Problem to solve: Pictures in the data below are not part of the copy; transcribe everything else exactly.

### Dataset entries

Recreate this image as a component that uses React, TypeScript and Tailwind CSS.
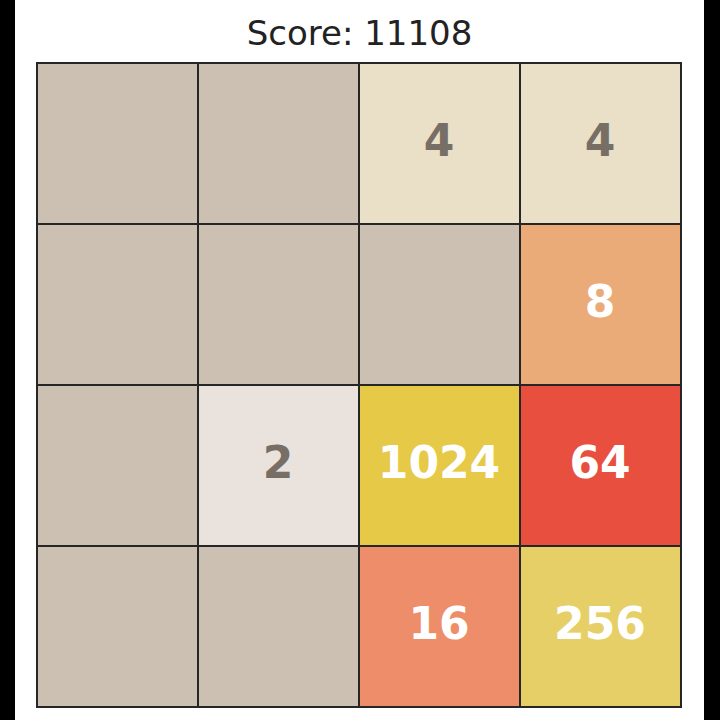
const tiles: (number | null)[] = [
  null, null, 4, 4,
  null, null, null, 8,
  null, 2, 1024, 64,
  null, null, 16, 256,
];

const tileStyle: Record<string, string> = {
  empty: 'bg-[#ccc0b3]',
  '2': 'bg-[#eae2dc] text-[#776e65]',
  '4': 'bg-[#eadfc7] text-[#776e65]',
  '8': 'bg-[#ebab78] text-white',
  '16': 'bg-[#ee8d69] text-white',
  '64': 'bg-[#e84f3f] text-white',
  '256': 'bg-[#e7cf67] text-white',
  '1024': 'bg-[#e6c946] text-white',
};

export default function App() {
  return (
    <div className="flex h-[720px] w-[720px] bg-black font-['DejaVu_Sans',sans-serif]">
      <div className="ml-[15px] flex w-[689px] flex-col items-center bg-white">
        {/* 分数 */}
        <div className="flex h-[62px] items-center pt-[3px] text-[34px] leading-none text-[#222]">
          Score: 11108
        </div>

        {/* 棋盘 */}
        <div className="-ml-[2px] grid grid-cols-4 gap-[2px] border-2 border-[#262626] bg-[#262626]">
          {tiles.map((v, i) => (
            <div
              key={i}
              className={`flex h-[159px] w-[159px] items-center justify-center pb-[5px] text-[44px] font-bold leading-none ${
                v === null ? tileStyle.empty : tileStyle[String(v)]
              }`}
            >
              {v ?? ''}
            </div>
          ))}
        </div>
      </div>
    </div>
  );
}
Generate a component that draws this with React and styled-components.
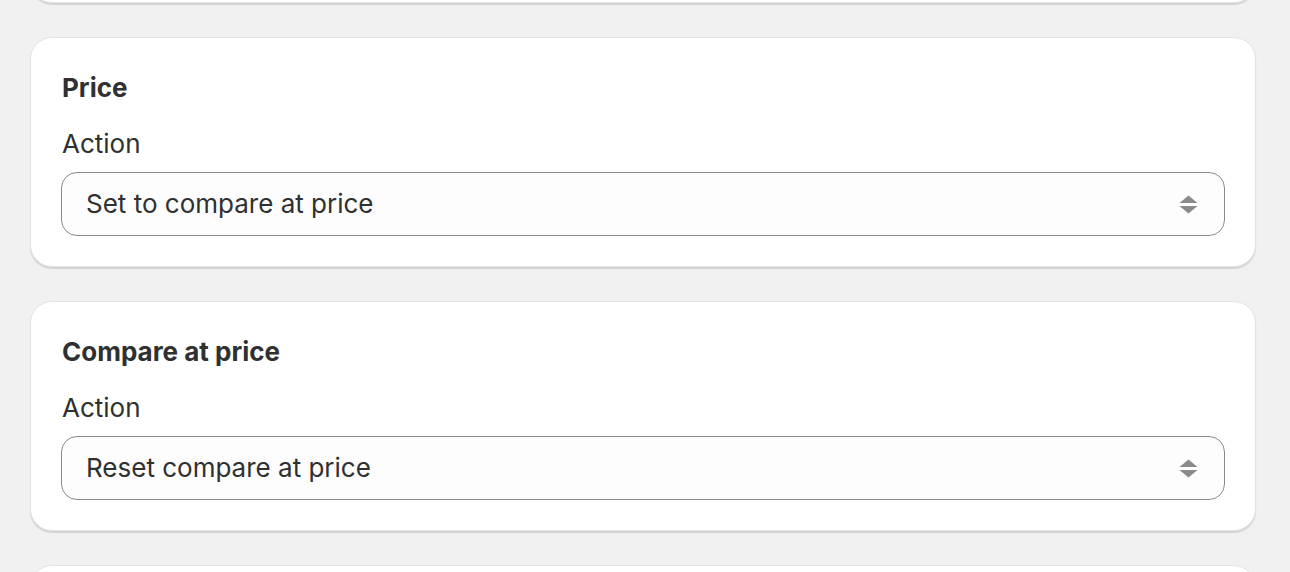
import React from 'react'
import styled, { createGlobalStyle } from 'styled-components'

const GlobalStyle = createGlobalStyle`
  html, body {
    margin: 0;
    padding: 0;
    background: #f1f1f1;
    overflow: hidden;
  }
  body {
    font-family: 'Inter', 'Noto Sans', sans-serif;
    color: #303030;
    -webkit-font-smoothing: antialiased;
  }
`

// first and last entries only peek in at the edges, so they render as bare cards
const sections = [
  { id: 'status' },
  { id: 'price', title: 'Price', value: 'Set to compare at price' },
  { id: 'compare', title: 'Compare at price', value: 'Reset compare at price' },
  { id: 'inventory' },
]

const SelectArrows = () => (
  <svg width="20" height="24" viewBox="0 0 20 24" aria-hidden="true">
    <path d="M9.5 3.5 L18.5 11 H0.5 Z" fill="#8a8a8a" />
    <path d="M9.5 21.5 L18.5 14 H0.5 Z" fill="#8a8a8a" />
  </svg>
)

const ActionCard = ({ title, value }) => (
  <Card>
    {title && (
      <>
        <CardTitle>{title}</CardTitle>
        <Field>
          <Label>Action</Label>
          <Select>
            <SelectText>{value}</SelectText>
            <SelectArrows />
          </Select>
        </Field>
      </>
    )}
  </Card>
)

const App = () => {
  return (
    <>
      <GlobalStyle />
      <Viewport>
        <Page>
          {sections.map((s) => (
            <ActionCard key={s.id} title={s.title} value={s.value} />
          ))}
        </Page>
      </Viewport>
    </>
  )
}

const Viewport = styled.div`
  height: 572px;
  overflow: hidden;
`

const Page = styled.div`
  display: flex;
  flex-direction: column;
  gap: 34px;
  margin-top: -227px;
  padding: 0 34px 0 30px;
`

const Card = styled.section`
  box-sizing: border-box;
  height: 230px;
  flex-shrink: 0;
  background: #ffffff;
  border: 1px solid #e3e3e3;
  border-radius: 22px;
  box-shadow: 0 2px 1px rgba(0, 0, 0, 0.12);
  padding: 30px 30px 31px;
  display: flex;
  flex-direction: column;
  gap: 16px;
`

const CardTitle = styled.h2`
  margin: 0;
  padding-left: 1px;
  font-size: 26px;
  line-height: 40px;
  font-weight: 650;
  color: #303030;
`

const Field = styled.div`
  display: flex;
  flex-direction: column;
  gap: 8px;
`

const Label = styled.div`
  padding-left: 1px;
  font-size: 26px;
  line-height: 40px;
  font-weight: 400;
  color: #303030;
`

const Select = styled.div`
  box-sizing: border-box;
  height: 64px;
  display: flex;
  align-items: center;
  justify-content: space-between;
  padding: 0 25px 0 24px;
  background: #fdfdfd;
  border: 1px solid #8a8a8a;
  border-radius: 16px;
`

const SelectText = styled.span`
  font-size: 26px;
  line-height: 40px;
  font-weight: 400;
  color: #303030;
`

export default App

######

Written answer:
Recreate this image as a component that uses React, TypeScript and Tailwind CSS.
const tiles: (number | null)[] = [
  null, null, 4, 4,
  null, null, null, 8,
  null, 2, 1024, 64,
  null, null, 16, 256,
];

const tileStyle: Record<string, string> = {
  empty: 'bg-[#ccc0b3]',
  '2': 'bg-[#eae2dc] text-[#776e65]',
  '4': 'bg-[#eadfc7] text-[#776e65]',
  '8': 'bg-[#ebab78] text-white',
  '16': 'bg-[#ee8d69] text-white',
  '64': 'bg-[#e84f3f] text-white',
  '256': 'bg-[#e7cf67] text-white',
  '1024': 'bg-[#e6c946] text-white',
};

export default function App() {
  return (
    <div className="flex h-[720px] w-[720px] bg-black font-['DejaVu_Sans',sans-serif]">
      <div className="ml-[15px] flex w-[689px] flex-col items-center bg-white">
        {/* 分数 */}
        <div className="flex h-[62px] items-center pt-[3px] text-[34px] leading-none text-[#222]">
          Score: 11108
        </div>

        {/* 棋盘 */}
        <div className="-ml-[2px] grid grid-cols-4 gap-[2px] border-2 border-[#262626] bg-[#262626]">
          {tiles.map((v, i) => (
            <div
              key={i}
              className={`flex h-[159px] w-[159px] items-center justify-center pb-[5px] text-[44px] font-bold leading-none ${
                v === null ? tileStyle.empty : tileStyle[String(v)]
              }`}
            >
              {v ?? ''}
            </div>
          ))}
        </div>
      </div>
    </div>
  );
}
Generate a component that draws this with React and styled-components.
import React from 'react'
import styled, { createGlobalStyle } from 'styled-components'

const GlobalStyle = createGlobalStyle`
  html, body {
    margin: 0;
    padding: 0;
    background: #f1f1f1;
    overflow: hidden;
  }
  body {
    font-family: 'Inter', 'Noto Sans', sans-serif;
    color: #303030;
    -webkit-font-smoothing: antialiased;
  }
`

// first and last entries only peek in at the edges, so they render as bare cards
const sections = [
  { id: 'status' },
  { id: 'price', title: 'Price', value: 'Set to compare at price' },
  { id: 'compare', title: 'Compare at price', value: 'Reset compare at price' },
  { id: 'inventory' },
]

const SelectArrows = () => (
  <svg width="20" height="24" viewBox="0 0 20 24" aria-hidden="true">
    <path d="M9.5 3.5 L18.5 11 H0.5 Z" fill="#8a8a8a" />
    <path d="M9.5 21.5 L18.5 14 H0.5 Z" fill="#8a8a8a" />
  </svg>
)

const ActionCard = ({ title, value }) => (
  <Card>
    {title && (
      <>
        <CardTitle>{title}</CardTitle>
        <Field>
          <Label>Action</Label>
          <Select>
            <SelectText>{value}</SelectText>
            <SelectArrows />
          </Select>
        </Field>
      </>
    )}
  </Card>
)

const App = () => {
  return (
    <>
      <GlobalStyle />
      <Viewport>
        <Page>
          {sections.map((s) => (
            <ActionCard key={s.id} title={s.title} value={s.value} />
          ))}
        </Page>
      </Viewport>
    </>
  )
}

const Viewport = styled.div`
  height: 572px;
  overflow: hidden;
`

const Page = styled.div`
  display: flex;
  flex-direction: column;
  gap: 34px;
  margin-top: -227px;
  padding: 0 34px 0 30px;
`

const Card = styled.section`
  box-sizing: border-box;
  height: 230px;
  flex-shrink: 0;
  background: #ffffff;
  border: 1px solid #e3e3e3;
  border-radius: 22px;
  box-shadow: 0 2px 1px rgba(0, 0, 0, 0.12);
  padding: 30px 30px 31px;
  display: flex;
  flex-direction: column;
  gap: 16px;
`

const CardTitle = styled.h2`
  margin: 0;
  padding-left: 1px;
  font-size: 26px;
  line-height: 40px;
  font-weight: 650;
  color: #303030;
`

const Field = styled.div`
  display: flex;
  flex-direction: column;
  gap: 8px;
`

const Label = styled.div`
  padding-left: 1px;
  font-size: 26px;
  line-height: 40px;
  font-weight: 400;
  color: #303030;
`

const Select = styled.div`
  box-sizing: border-box;
  height: 64px;
  display: flex;
  align-items: center;
  justify-content: space-between;
  padding: 0 25px 0 24px;
  background: #fdfdfd;
  border: 1px solid #8a8a8a;
  border-radius: 16px;
`

const SelectText = styled.span`
  font-size: 26px;
  line-height: 40px;
  font-weight: 400;
  color: #303030;
`

export default App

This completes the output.